Untuk menghadapi tantangan ini, regulasi perlindungan konsumen harus terus beradaptasi. Konsep seperti "hak untuk dilupakan" (right to be forgotten), transparansi algoritma, dan interoperabilitas data menjadi perbincangan penting yang merupakan perluasan dari kelima asas fundamental yang telah ada.
Kesimpulan: Sebuah Kontrak Sosial di Pasar Modern
Kelima asas perlindungan konsumen—manfaat, keadilan, keseimbangan, keamanan & keselamatan, dan kepastian hukum—bukanlah sekadar daftar prinsip dalam sebuah undang-undang. Mereka adalah pilar dari sebuah kontrak sosial yang mengatur bagaimana kita berinteraksi dalam kegiatan ekonomi. Mereka membentuk fondasi etis dan hukum yang bertujuan untuk menciptakan pasar yang tidak hanya efisien secara ekonomi, tetapi juga manusiawi dan adil.
Memahami asas-asas ini memberdayakan setiap individu. Bagi konsumen, ini adalah pengetahuan tentang hak-hak fundamental yang tidak dapat diganggu gugat. Bagi pelaku usaha, ini adalah panduan untuk membangun bisnis yang berkelanjutan, dipercaya, dan dihormati. Dan bagi negara, ini adalah mandat untuk terus menjaga dan menegakkan aturan main yang melindungi warganya.

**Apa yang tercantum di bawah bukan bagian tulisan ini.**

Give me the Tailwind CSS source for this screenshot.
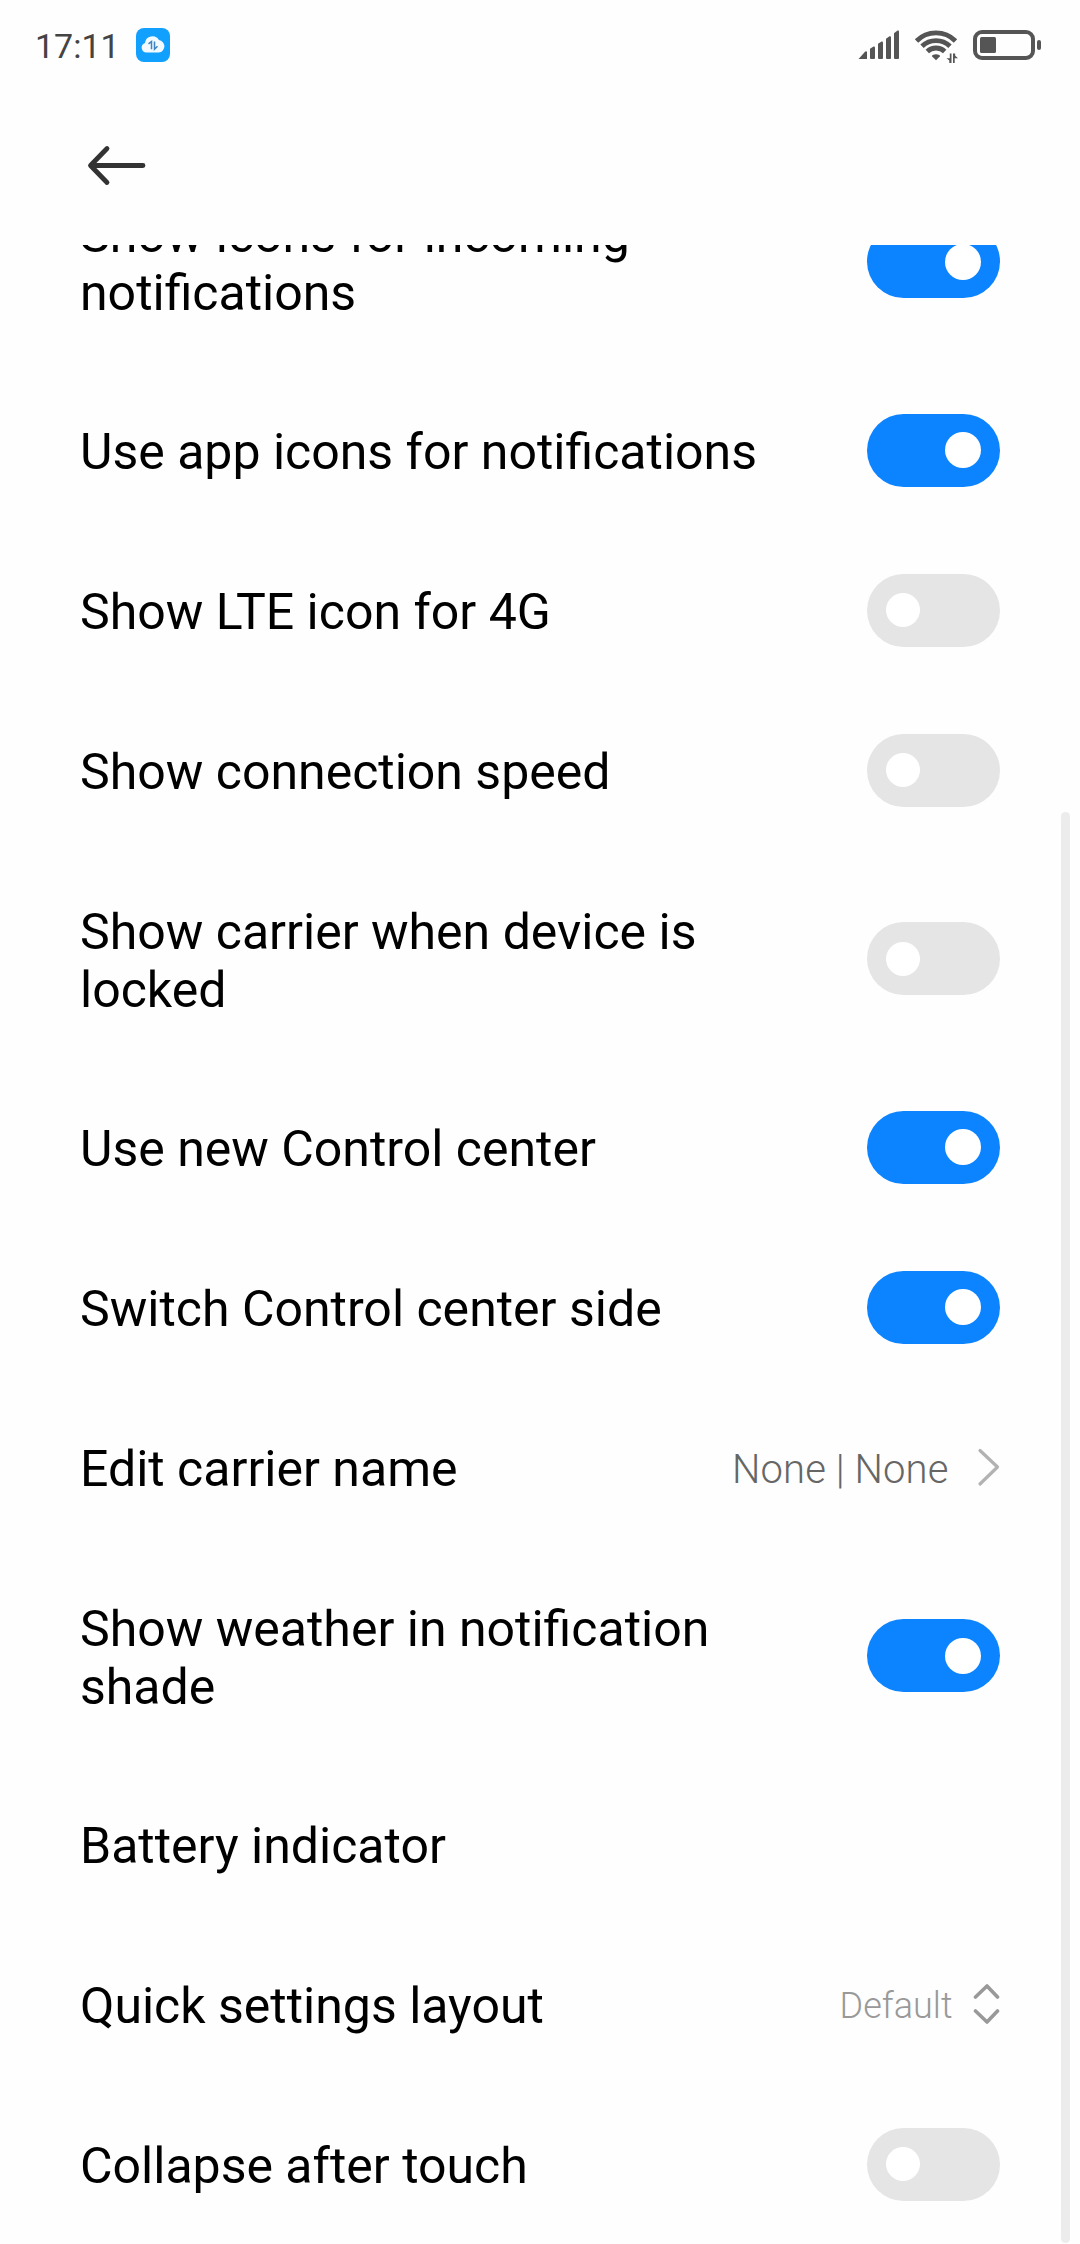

Di tengah dinamika pasar yang terus berubah, dari toko kelontong di sudut jalan hingga marketplace global di genggaman tangan, kelima asas ini tetap menjadi kompas yang relevan. Mereka mengingatkan kita bahwa di balik setiap transaksi, ada interaksi antarmanusia yang harus didasari oleh itikad baik, rasa hormat, dan komitmen bersama untuk menciptakan kemajuan yang bermanfaat bagi semua.